Write out the material exactly. Do not include the pictures.

## SOURCE EXCERPT
<<<<

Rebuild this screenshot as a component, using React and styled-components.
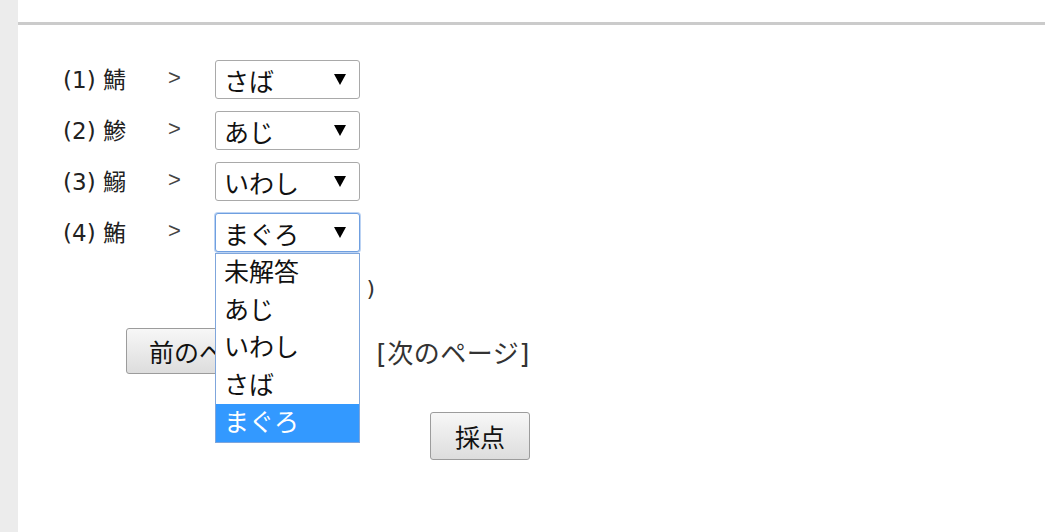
import React from "react";
import styled, { createGlobalStyle } from "styled-components";

const Global = createGlobalStyle`
  html, body {
    margin: 0;
    padding: 0;
    background: #fff;
  }
  body {
    font-family: "DejaVu Sans", "Noto Sans CJK JP", sans-serif;
    color: #222;
  }
`;

const Page = styled.div`
  display: flex;
  height: 532px;
  overflow: hidden;
`;

const Side = styled.div`
  width: 18px;
  background: #ececec;
  flex: none;
`;

const Main = styled.div`
  flex: 1;
  padding-top: 22px;
`;

const Rule = styled.div`
  height: 3px;
  background: #cbcbcb;
`;

const Content = styled.div`
  padding: 35px 0 0 45px;
`;

const Questions = styled.div`
  display: flex;
  flex-direction: column;
  gap: 12px;
`;

const Row = styled.div`
  display: flex;
  align-items: center;
  height: 39px;
`;

const Label = styled.span`
  width: 105px;
  font-size: 23px;
  white-space: nowrap;
  margin-top: -3px;
`;

const Arrow = styled.span`
  width: 47px;
  font-family: "Liberation Sans", sans-serif;
  font-size: 22px;
  color: #444;
  margin-top: -3px;
`;

const SelectWrap = styled.div`
  position: relative;
`;

const Select = styled.div`
  box-sizing: border-box;
  width: 145px;
  height: 39px;
  display: flex;
  align-items: center;
  justify-content: space-between;
  padding: 0 13px 0 8px;
  border: 1px solid ${(p) => (p.$open ? "#6f9fe0" : "#a9a9a9")};
  box-shadow: ${(p) => (p.$open ? "0 0 0 1px #bcd3f3" : "none")};
  border-radius: 3px;
  background: #fff;
  font-size: 25px;
  color: #111;
`;

const List = styled.div`
  position: absolute;
  top: 100%;
  left: 0;
  margin-top: 1px;
  box-sizing: border-box;
  width: 145px;
  border: 1px solid #7fa6dc;
  background: #fff;
  z-index: 5;
`;

const Option = styled.div`
  height: 37.5px;
  line-height: 37px;
  padding-left: 8px;
  font-size: 25px;
  color: ${(p) => (p.$selected ? "#fff" : "#111")};
  background: ${(p) => (p.$selected ? "#3399ff" : "#fff")};
  white-space: nowrap;
`;

const Status = styled.div`
  width: 312px;
  margin-top: 18px;
  text-align: right;
  font-size: 22px;
  color: #333;
  white-space: pre;
`;

const Nav = styled.div`
  display: flex;
  align-items: center;
  margin: 26px 0 0 63px;
`;

const Button = styled.button`
  height: ${(p) => p.$h || 46}px;
  padding: 0 ${(p) => p.$px || 22}px;
  font-family: "DejaVu Sans", "Noto Sans CJK JP", sans-serif;
  font-size: 25px;
  color: #111;
  border: 1px solid #9c9c9c;
  border-radius: 3px;
  background: linear-gradient(#f7f7f7, #dddddd);
  cursor: pointer;
`;

const NextLink = styled.span`
  margin-left: 80px;
  font-size: 26px;
  letter-spacing: 0.5px;
  color: #333;
`;

const Submit = styled.div`
  margin: 38px 0 0 367px;
`;

const Caret = () => (
  <svg width="12" height="11" viewBox="0 0 12 11">
    <polygon points="0,0 12,0 6,11" fill="#000" />
  </svg>
);

const questions = [
  { n: 1, kanji: "鯖", value: "さば" },
  { n: 2, kanji: "鯵", value: "あじ" },
  { n: 3, kanji: "鰯", value: "いわし" },
  { n: 4, kanji: "鮪", value: "まぐろ", open: true },
];

const options = ["未解答", "あじ", "いわし", "さば", "まぐろ"];

const App = () => {
  return (
    <Page>
      <Global />
      <Side />
      <Main>
        <Rule />
        <Content>
          <Questions>
            {questions.map((q) => (
              <Row key={q.n}>
                <Label>({q.n}) {q.kanji}</Label>
                <Arrow>&gt;</Arrow>
                <SelectWrap>
                  <Select $open={q.open}>
                    <span>{q.value}</span>
                    <Caret />
                  </Select>
                  {q.open && (
                    <List>
                      {options.map((o) => (
                        <Option key={o} $selected={o === q.value}>
                          {o}
                        </Option>
                      ))}
                    </List>
                  )}
                </SelectWrap>
              </Row>
            ))}
          </Questions>
          <Status>{"(4問中4問  )"}</Status>
          <Nav>
            <Button>前のページ</Button>
            <NextLink>[次のページ]</NextLink>
          </Nav>
          <Submit>
            <Button $h={48} $px={24}>採点</Button>
          </Submit>
        </Content>
      </Main>
    </Page>
  );
};

export default App;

>>>>

## SOLUTION
Rebuild this screenshot as a component, using React and styled-components.
import React from "react";
import styled, { createGlobalStyle } from "styled-components";

const Global = createGlobalStyle`
  html, body {
    margin: 0;
    padding: 0;
    background: #fff;
  }
  body {
    font-family: "DejaVu Sans", "Noto Sans CJK JP", sans-serif;
    color: #222;
  }
`;

const Page = styled.div`
  display: flex;
  height: 532px;
  overflow: hidden;
`;

const Side = styled.div`
  width: 18px;
  background: #ececec;
  flex: none;
`;

const Main = styled.div`
  flex: 1;
  padding-top: 22px;
`;

const Rule = styled.div`
  height: 3px;
  background: #cbcbcb;
`;

const Content = styled.div`
  padding: 35px 0 0 45px;
`;

const Questions = styled.div`
  display: flex;
  flex-direction: column;
  gap: 12px;
`;

const Row = styled.div`
  display: flex;
  align-items: center;
  height: 39px;
`;

const Label = styled.span`
  width: 105px;
  font-size: 23px;
  white-space: nowrap;
  margin-top: -3px;
`;

const Arrow = styled.span`
  width: 47px;
  font-family: "Liberation Sans", sans-serif;
  font-size: 22px;
  color: #444;
  margin-top: -3px;
`;

const SelectWrap = styled.div`
  position: relative;
`;

const Select = styled.div`
  box-sizing: border-box;
  width: 145px;
  height: 39px;
  display: flex;
  align-items: center;
  justify-content: space-between;
  padding: 0 13px 0 8px;
  border: 1px solid ${(p) => (p.$open ? "#6f9fe0" : "#a9a9a9")};
  box-shadow: ${(p) => (p.$open ? "0 0 0 1px #bcd3f3" : "none")};
  border-radius: 3px;
  background: #fff;
  font-size: 25px;
  color: #111;
`;

const List = styled.div`
  position: absolute;
  top: 100%;
  left: 0;
  margin-top: 1px;
  box-sizing: border-box;
  width: 145px;
  border: 1px solid #7fa6dc;
  background: #fff;
  z-index: 5;
`;

const Option = styled.div`
  height: 37.5px;
  line-height: 37px;
  padding-left: 8px;
  font-size: 25px;
  color: ${(p) => (p.$selected ? "#fff" : "#111")};
  background: ${(p) => (p.$selected ? "#3399ff" : "#fff")};
  white-space: nowrap;
`;

const Status = styled.div`
  width: 312px;
  margin-top: 18px;
  text-align: right;
  font-size: 22px;
  color: #333;
  white-space: pre;
`;

const Nav = styled.div`
  display: flex;
  align-items: center;
  margin: 26px 0 0 63px;
`;

const Button = styled.button`
  height: ${(p) => p.$h || 46}px;
  padding: 0 ${(p) => p.$px || 22}px;
  font-family: "DejaVu Sans", "Noto Sans CJK JP", sans-serif;
  font-size: 25px;
  color: #111;
  border: 1px solid #9c9c9c;
  border-radius: 3px;
  background: linear-gradient(#f7f7f7, #dddddd);
  cursor: pointer;
`;

const NextLink = styled.span`
  margin-left: 80px;
  font-size: 26px;
  letter-spacing: 0.5px;
  color: #333;
`;

const Submit = styled.div`
  margin: 38px 0 0 367px;
`;

const Caret = () => (
  <svg width="12" height="11" viewBox="0 0 12 11">
    <polygon points="0,0 12,0 6,11" fill="#000" />
  </svg>
);

const questions = [
  { n: 1, kanji: "鯖", value: "さば" },
  { n: 2, kanji: "鯵", value: "あじ" },
  { n: 3, kanji: "鰯", value: "いわし" },
  { n: 4, kanji: "鮪", value: "まぐろ", open: true },
];

const options = ["未解答", "あじ", "いわし", "さば", "まぐろ"];

const App = () => {
  return (
    <Page>
      <Global />
      <Side />
      <Main>
        <Rule />
        <Content>
          <Questions>
            {questions.map((q) => (
              <Row key={q.n}>
                <Label>({q.n}) {q.kanji}</Label>
                <Arrow>&gt;</Arrow>
                <SelectWrap>
                  <Select $open={q.open}>
                    <span>{q.value}</span>
                    <Caret />
                  </Select>
                  {q.open && (
                    <List>
                      {options.map((o) => (
                        <Option key={o} $selected={o === q.value}>
                          {o}
                        </Option>
                      ))}
                    </List>
                  )}
                </SelectWrap>
              </Row>
            ))}
          </Questions>
          <Status>{"(4問中4問  )"}</Status>
          <Nav>
            <Button>前のページ</Button>
            <NextLink>[次のページ]</NextLink>
          </Nav>
          <Submit>
            <Button $h={48} $px={24}>採点</Button>
          </Submit>
        </Content>
      </Main>
    </Page>
  );
};

export default App;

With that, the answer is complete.